The law sets up certain standards for the general guidance of a fact-finding tribunal. The proposed question is one of fact, to be determined according to those standards by consideration of evidence duly produced at the trial of the issue. The evidence will include estimates and opinion evidence, and will involve an element of prophecy; but the finding of the court in a rate-review case, based on the evidence, of fair compensation for public utility service, is a finding of fact. To the extent a rate does not fairly compensate the utility for its service it is unjust, unreasonable, and unlawful, within the meaning of the public utilities act. A rate may also be confiscatory, and hence unlawful, on constitutional grounds. But a rate may be enjoined as unjust and unreasonable which is not so low as to be confiscatory of property. (Railroad, Co. v. Utilities *227Commission, 95 Kan. 604, 148 Pac. 667.) The finding of the referee was that 8 per cent was not merely a fair return, but was necessary for a fair return.

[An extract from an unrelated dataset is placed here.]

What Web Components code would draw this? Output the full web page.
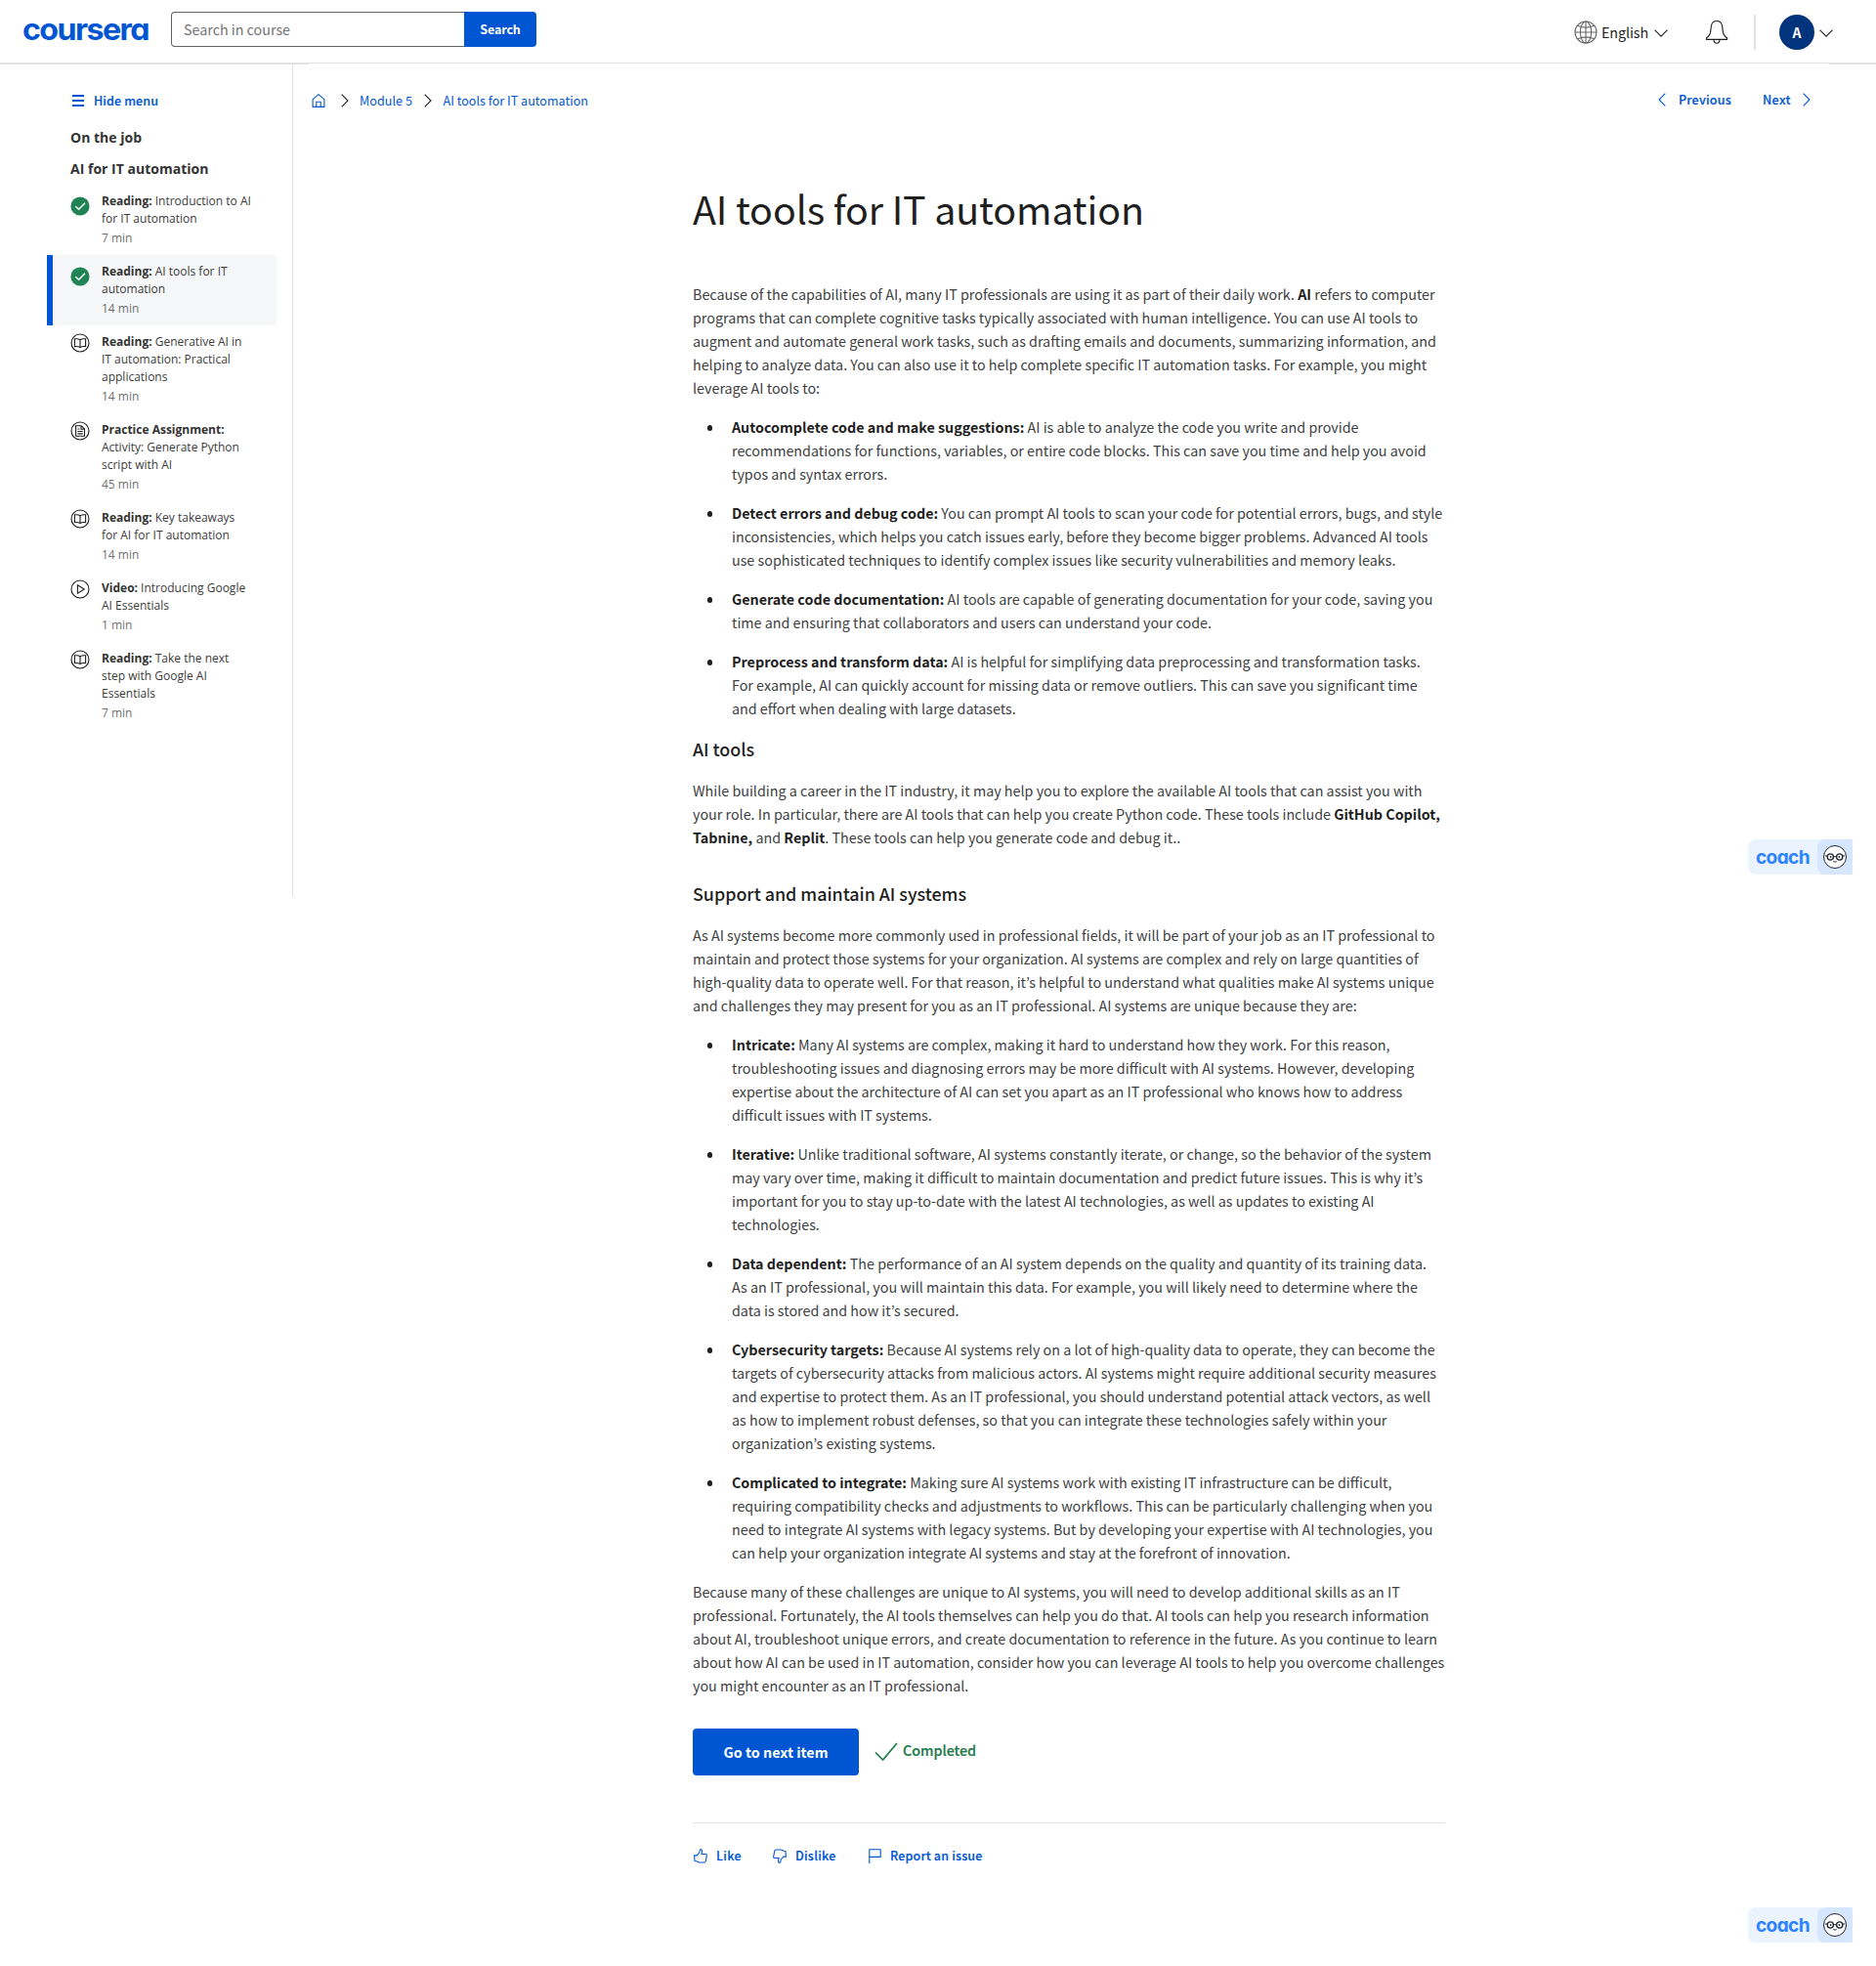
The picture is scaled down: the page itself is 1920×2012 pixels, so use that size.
<!DOCTYPE html>
<html lang="en">
<head>
<meta charset="utf-8">
<title>AI tools for IT automation | Coursera</title>
<style>
html,body{margin:0;padding:0;background:#fff}
body{font-family:"Noto Sans CJK KR","Open Sans",sans-serif;font-size:14.32px;color:#1f1f1f;overflow-x:hidden}
</style>
</head>
<body>
<course-page></course-page>
<script>
const define=(name,html,setup)=>customElements.define(name,class extends HTMLElement{
  connectedCallback(){
    if(this.shadowRoot)return;
    const root=this.attachShadow({mode:'open'});
    root.innerHTML=typeof html==='function'?html(this):html;
    if(setup)setup(this,root);
  }
});

const icons={
  home:[14,14,'<path d="M.6 6.2 7 .7l6.4 5.5M1.1 5.8v7.6h11.8V5.8M4.8 13.2V8.3h4.4v4.9" />'],
  right:[8,14,'<path d="M.7.6 7 7 .7 13.4"/>'],
  left:[8,14,'<path d="M7.3.6 1 7l6.3 6.4"/>'],
  down:[14,8,'<path d="M.5.6 7 7.1 13.5.6"/>'],
  menu:[12,12,'<path stroke-width="2" d="M0 1h12M0 6h12M0 11h12"/>'],
  globe:[24,24,'<circle cx="12" cy="12" r="11"/><ellipse cx="12" cy="12" rx="5.6" ry="11"/><path d="M1 12h22M12 1v22M3.6 5.2Q12 9 20.4 5.2M3.6 18.8Q12 15 20.4 18.8"/>'],
  bell:[24,26,'<path d="M1.5 20.4v-1.6c2.7-1.6 4-3.600 4.300-7.200C6.100 6.500 6.500 1.500 12 1.500s5.900 5 6.200 10.100c.3 3.600 1.600 5.600 4.300 7.200v1.600zM8.900 20.600c.3 2.500 1.300 3.600 3.100 3.600s2.800-1.100 3.100-3.600"/>'],
  book:[20,20,'<circle cx="10" cy="10" r="9"/><path d="M10 6.700C8.600 5.700 6.600 5.600 4.400 5.800v7.800c2.200-.2 4.200 0 5.600 1 1.400-1 3.400-1.200 5.600-1V5.800C13.400 5.600 11.400 5.700 10 6.700zv7.900"/>'],
  doc:[20,20,'<circle cx="10" cy="10" r="9"/><path d="M5.600 4.700h5.600l3.300 3.300v7.300H5.600zM11 4.700v3.500h3.500M7.400 8h2M7.400 10.500h5.300M7.400 12.900h5.300"/>'],
  play:[20,20,'<circle cx="10" cy="10" r="9"/><path d="M7.400 5.800v8.400l6.800-4.200z"/>'],
  done:[20,20,'<circle cx="10" cy="10" r="9.600" fill="#1f8354" stroke="none"/><path stroke="#fff" stroke-width="1.500" d="M5.300 10.200 8.600 13.300 15 6.800"/>'],
  check:[24,20,'<path stroke-width="1.700" d="M1 10.500 8.600 18 23 1"/>'],
  like:[14,15,'<path d="M.6 6.900h2.500L5.700 4c.5-.9.200-2.500.9-3.100 1.100-.8 1.900.4 1.800 1.800L8 5.500h4c1 0 1.500.6 1.300 1.500l-1 5.700c-.2.900-.7 1.300-1.600 1.300H6.200c-1.400 0-2-.9-3.400-1.200L1 12.500z"/>'],
  flag:[13,15,'<path d="M.8 15V.8h11.400v7.600H.8"/>']
};
define('ui-icon',el=>{
  const n=el.getAttribute('name'),flip=n==='dislike',i=icons[flip?'like':n];
  return `<style>:host{display:inline-flex;flex:none}svg{display:block;fill:none;stroke:currentColor;stroke-width:1.1;${flip?'transform:rotate(180deg)':''}}</style>
  <svg width="${i[0]}" height="${i[1]}" viewBox="0 0 ${i[0]} ${i[1]}">${i[2]}</svg>`;
});

define('course-page',`<style>
:host{display:flex;flex-direction:column;width:1920px;height:2012px;background:#fff}
.body{display:flex;align-items:flex-start}
main{flex:1}
.c1,.c2{position:absolute;left:1789px}.c1{top:859px}.c2{top:1952px}
</style>
<course-header></course-header>
<div class="body"><side-nav></side-nav><main><crumb-bar></crumb-bar><course-reading></course-reading></main></div>
<coach-badge class="c1"></coach-badge><coach-badge class="c2"></coach-badge>`);

define('course-header',`<style>
:host{display:flex;flex-direction:column}
.bar{display:flex;height:64px;box-sizing:border-box;padding-left:20px}
.rule{display:flex;justify-content:space-between;height:2px;background:linear-gradient(#e1e1e1 1px,#fff 1px)}
.rule i{display:block;height:2px;background:#e1e1e1}
.logo{margin:4px 19px 0 0;height:56px;display:block;overflow:visible}
.find{display:flex;margin-top:12px;height:36px}
.box{width:300px;height:36px;box-sizing:border-box;border:1px solid #636363;border-right:0;border-radius:4px 0 0 4px;padding-left:12px;color:#757575;line-height:33px}
.btn{width:74px;height:36px;background:#0056d2;color:#fff;font-size:12.53px;font-weight:700;border-radius:0 4px 4px 0;line-height:36px;text-align:center}
.tools{display:flex;margin-left:auto;align-items:flex-start}
.lang{line-height:24px;margin:21px 6px 0 4px}
.sep{width:2px;height:36px;background:#e1e1e1;margin:15px 24px 0 26px}
.av{width:36px;height:36px;border-radius:50%;background:#00347d;color:#fff;font-weight:700;margin:15px 5px 0 0;line-height:36px;text-align:center;font-size:14px}
</style>
<div class="bar">
<svg class="logo" width="136" height="56"><text x="3" y="37" textLength="129" lengthAdjust="spacingAndGlyphs" font-family="Inter" font-weight="700" font-size="31" letter-spacing="-1.500" fill="#0056d2" style="font-feature-settings:'cv11'">coursera</text></svg>
<div class="find"><div class="box"><fit-text w="109">Search in course</fit-text></div><div class="btn"><fit-text w="41.500">Search</fit-text></div></div>
<div class="tools"><ui-icon name="globe" style="color:#666;margin-top:21px"></ui-icon><span class="lang"><fit-text w="48">English</fit-text></span><ui-icon name="down" style="margin:30px 38px 0 0"></ui-icon>
<ui-icon name="bell" style="margin-top:20px"></ui-icon><span class="sep"></span><span class="av">A</span><ui-icon name="down" style="margin:30px 44px 0 0"></ui-icon></div>
</div>
<div class="rule"><i style="width:316px"></i><i style="width:48px"></i></div>`);

define('side-nav',`<style>
:host{display:flex;flex-direction:column;width:300px;height:852px;box-sizing:border-box;border-right:1px solid #e1e1e1;padding-left:48px;font-family:"Open Sans",sans-serif}
.hide{display:flex;align-items:center;gap:10px;margin:25px 0 0 26px;height:24px;color:#0056d2;font-family:"Noto Sans CJK KR",sans-serif;font-size:12.53px;font-weight:500;-webkit-text-stroke:.2px}
.hide fit-text{margin-bottom:2px}
b{display:block;font-size:14px;font-weight:700;line-height:20px;margin-left:24px;color:#333}
</style>
<div class="hide"><ui-icon name="menu"></ui-icon><fit-text w="66">Hide menu</fit-text></div>
<b style="margin-top:16px"><fit-text w="73">On the job</fit-text></b>
<b style="margin-top:12px;margin-bottom:6px"><fit-text w="141.500">AI for IT automation</fit-text></b>
<nav-item icon="done" time="7 min"><strong>Reading:</strong> Introduction to AI<br>for IT automation</nav-item>
<nav-item icon="done" current time="14 min"><strong>Reading:</strong> AI tools for IT<br>automation</nav-item>
<nav-item icon="book" time="14 min"><strong>Reading:</strong> Generative AI in<br>IT automation: Practical<br>applications</nav-item>
<nav-item icon="doc" time="45 min"><strong>Practice Assignment:</strong><br>Activity: Generate Python<br>script with AI</nav-item>
<nav-item icon="book" time="14 min"><strong>Reading:</strong> Key takeaways<br>for AI for IT automation</nav-item>
<nav-item icon="play" time="1 min"><strong>Video:</strong> Introducing Google<br>AI Essentials</nav-item>
<nav-item icon="book" time="7 min"><strong>Reading:</strong> Take the next<br>step with Google AI<br>Essentials</nav-item>`);

define('nav-item',el=>`<style>
:host{display:flex;align-items:flex-start;box-sizing:border-box;width:235px;padding:8px 0 8px 18px;border-left:6px solid transparent;font-size:12px;line-height:18px;white-space:nowrap;color:#3c3c3c}
:host([current]){background:#f5f7f8;border-left-color:#0056d2}
::slotted(strong){color:#333}
ui-icon{margin:0 12px 0 0;color:#1f1f1f}
:host([icon=done]) ui-icon{margin-top:4px}
.time{color:#707070;margin-top:2px}
</style><ui-icon name="${el.getAttribute('icon')}"></ui-icon><div><slot></slot><div class="time">${el.getAttribute('time')}</div></div>`);

define('crumb-bar',`<style>
:host{display:flex;align-items:center;height:24px;padding:25px 67px 0 19px;color:#0056d2;font-size:12.53px}
fit-text{margin-bottom:2px}
.k{color:#1f1f1f}.go{font-weight:500;display:flex;align-items:center;margin-bottom:2px;-webkit-text-stroke:.2px}
</style><ui-icon name="home"></ui-icon><ui-icon class="k" name="right" style="margin:0 11px 0 16px"></ui-icon><fit-text w="54">Module 5</fit-text>
<ui-icon class="k" name="right" style="margin:0 11.500px 0 12px"></ui-icon><fit-text w="148.500">AI tools for IT automation</fit-text>
<span class="go" style="margin-left:auto"><ui-icon name="left" style="margin-right:13px"></ui-icon><fit-text w="54">Previous</fit-text></span>
<span class="go" style="margin-left:32px"><fit-text w="29">Next</fit-text><ui-icon name="right" style="margin-left:12px"></ui-icon></span>`);

define('course-reading',`<style>
:host{display:block;margin:70px 0 0 409px;width:770px;line-height:24px;white-space:nowrap}
h1{font-size:39.4px;line-height:56px;font-weight:400;margin:0 0 48px}
h2{font-size:17.9px;line-height:24px;font-weight:500;margin:17px 0 19px}
h2.far{margin-top:33px}
p{margin:0;color:#3d4042}
ul{margin:16px 0;padding:0;list-style:none}
li{display:flex;color:#3d4042}
li+li{margin-top:16px}
li::before{content:"";width:5.4px;height:5.4px;border-radius:50%;background:#1f1f1f;margin:10.4px 19.6px 0 15px;flex:none}
b{color:#1f1f1f}
.end{display:flex;margin-top:32px;height:48px}
.next{width:170px;background:#0056d2;border-radius:4px;color:#fff;font-weight:700;line-height:47px;text-align:center}
.ok{display:flex;color:#1f7a4d;font-weight:500;margin-left:16px;-webkit-text-stroke:.2px}
hr{border:0;height:1px;background:#e1e1e1;margin:48px 0 25px}
.fb{display:flex;align-items:center;height:18px;color:#0056d2;font-size:12.53px;font-weight:500;-webkit-text-stroke:.2px}
.fb ui-icon{margin-bottom:2px}
.fb fit-text{padding-bottom:2px}
</style>
<h1><fit-text w="462">AI tools for IT automation</fit-text></h1>
<p>Because of the capabilities of AI, many IT professionals are using it as part of their daily work. <b>AI</b> refers to computer<br>programs that can complete cognitive tasks typically associated with human intelligence. You can use AI tools to<br>augment and automate general work tasks, such as drafting emails and documents, summarizing information, and<br>helping to analyze data. You can also use it to help complete specific IT automation tasks. For example, you might<br>leverage AI tools to:</p>
<ul>
<li><div><b>Autocomplete code and make suggestions:</b> AI is able to analyze the code you write and provide<br>recommendations for functions, variables, or entire code blocks. This can save you time and help you avoid<br>typos and syntax errors.</div></li>
<li><div><b>Detect errors and debug code:</b> You can prompt AI tools to scan your code for potential errors, bugs, and style<br>inconsistencies, which helps you catch issues early, before they become bigger problems. Advanced AI tools<br>use sophisticated techniques to identify complex issues like security vulnerabilities and memory leaks.</div></li>
<li><div><b>Generate code documentation:</b> AI tools are capable of generating documentation for your code, saving you<br>time and ensuring that collaborators and users can understand your code.</div></li>
<li><div><b>Preprocess and transform data:</b> AI is helpful for simplifying data preprocessing and transformation tasks.<br>For example, AI can quickly account for missing data or remove outliers. This can save you significant time<br>and effort when dealing with large datasets.</div></li>
</ul>
<h2><fit-text w="63">AI tools</fit-text></h2>
<p>While building a career in the IT industry, it may help you to explore the available AI tools that can assist you with<br>your role. In particular, there are AI tools that can help you create Python code. These tools include <b>GitHub Copilot,</b><br><b>Tabnine,</b> and <b>Replit</b>. These tools can help you generate code and debug it..</p>
<h2 class="far"><fit-text w="280">Support and maintain AI systems</fit-text></h2>
<p>As AI systems become more commonly used in professional fields, it will be part of your job as an IT professional to<br>maintain and protect those systems for your organization. AI systems are complex and rely on large quantities of<br>high-quality data to operate well. For that reason, it’s helpful to understand what qualities make AI systems unique<br>and challenges they may present for you as an IT professional. AI systems are unique because they are:</p>
<ul>
<li><div><b>Intricate:</b> Many AI systems are complex, making it hard to understand how they work. For this reason,<br>troubleshooting issues and diagnosing errors may be more difficult with AI systems. However, developing<br>expertise about the architecture of AI can set you apart as an IT professional who knows how to address<br>difficult issues with IT systems.</div></li>
<li><div><b>Iterative:</b> Unlike traditional software, AI systems constantly iterate, or change, so the behavior of the system<br>may vary over time, making it difficult to maintain documentation and predict future issues. This is why it’s<br>important for you to stay up-to-date with the latest AI technologies, as well as updates to existing AI<br>technologies.</div></li>
<li><div><b>Data dependent:</b> The performance of an AI system depends on the quality and quantity of its training data.<br>As an IT professional, you will maintain this data. For example, you will likely need to determine where the<br>data is stored and how it’s secured.</div></li>
<li><div><b>Cybersecurity targets:</b> Because AI systems rely on a lot of high-quality data to operate, they can become the<br>targets of cybersecurity attacks from malicious actors. AI systems might require additional security measures<br>and expertise to protect them. As an IT professional, you should understand potential attack vectors, as well<br>as how to implement robust defenses, so that you can integrate these technologies safely within your<br>organization’s existing systems.</div></li>
<li><div><b>Complicated to integrate:</b> Making sure AI systems work with existing IT infrastructure can be difficult,<br>requiring compatibility checks and adjustments to workflows. This can be particularly challenging when you<br>need to integrate AI systems with legacy systems. But by developing your expertise with AI technologies, you<br>can help your organization integrate AI systems and stay at the forefront of innovation.</div></li>
</ul>
<p>Because many of these challenges are unique to AI systems, you will need to develop additional skills as an IT<br>professional. Fortunately, the AI tools themselves can help you do that. AI tools can help you research information<br>about AI, troubleshoot unique errors, and create documentation to reference in the future. As you continue to learn<br>about how AI can be used in IT automation, consider how you can leverage AI tools to help you overcome challenges<br>you might encounter as an IT professional.</p>
<div class="end"><div class="next"><fit-text w="107">Go to next item</fit-text></div><div class="ok"><ui-icon name="check" style="margin:14px 5px 0 0"></ui-icon><fit-text w="75" style="margin-top:10px">Completed</fit-text></div></div>
<hr>
<div class="fb"><ui-icon name="like" style="margin-left:1px"></ui-icon><fit-text w="26" style="margin:0 32px 0 9px">Like</fit-text><ui-icon name="dislike"></ui-icon><fit-text w="41.500" style="margin:0 33px 0 9px">Dislike</fit-text><ui-icon name="flag"></ui-icon><fit-text w="94.500" style="margin-left:9.500px">Report an issue</fit-text></div>`);

define('coach-badge',`<style>
:host{display:flex;width:107px;height:36px;background:#ebf3ff;border-radius:8px 0 0 8px}
.face{width:36px;height:36px;margin-left:auto;background:#d6e6ff;border-radius:8px 2px 2px 8px;display:flex}
svg{display:block;overflow:visible}
</style><svg width="70" height="36"><text x="8" y="25" textLength="55" lengthAdjust="spacingAndGlyphs" font-family="Inter" font-weight="700" font-size="19" letter-spacing="-.6" fill="#2d83ff" style="font-feature-settings:'cv11'">coach</text></svg>
<span class="face"><svg width="36" height="36" viewBox="0 0 36 36" fill="none" stroke="#20242e"><circle cx="18" cy="18" r="11.500" fill="#fff"/><circle cx="13.300" cy="18" r="3.100" stroke-width="1.300"/><circle cx="22.700" cy="18" r="3.100" stroke-width="1.300"/><path d="M16.200 17.700h3.600M8 17h2.200M25.800 17H28M16.300 22.600q1.700 1 3.400 0" stroke-width="1"/><circle cx="13.600" cy="18" r=".9" fill="#20242e" stroke="none"/><circle cx="22.400" cy="18" r=".9" fill="#20242e" stroke="none"/></svg></span>`);

/* Tracks a label out or in so that it fills the width given in "w". */
define('fit-text',`<style>:host{display:inline-block;white-space:nowrap}</style><slot></slot>`,el=>{
  const w=parseFloat(el.getAttribute('w')),n=el.textContent.length;
  el.style.letterSpacing=((w-el.getBoundingClientRect().width)/n).toFixed(3)+'px';
});
</script>
</body>
</html>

There was no dispute about the rate in the district court. The testimony for the gas company warranted the inference that 8 per cent was a fair rate, was usually allowed, and was necessary for a fair return. Fletcher gave figures showing 8 per cent was a fair return; in all the pertinent tables introduced in evidence by the commission in the three cases 8 per cent was allowed, and there was no evidence showing or tending to show that 8 per cent was not necessary to a fair, just, reasonable and lawful return. The commission now says this fair return must be determined in the light of present rates for money, and in its brief tells about commercial paper rates, time loan rates, yield of representative bond issues, and the selling price of public utilities bonds. The referee was not given the benefit of this information at the trial. In the case of McCardle v. Indianapolis Co., 272 U. S. 400, the court said:
“It is obvious that rates of yield on investments in bonds plus brokerage are substantially less than the rate of return required to constitute just compensation for the use of properties in the public service.” (p. 419.)
As indicated, at the trial nobody manifested any notion that less than 8 per cent would be a just and reasonable rate. The finding that 8 per cent was necessary for a fair return merely responded to the undisputed evidence, and the subject may not be relitigated here.
Without debating the subject further, the district court’s judgment that the existing rate was confiscatory is approved.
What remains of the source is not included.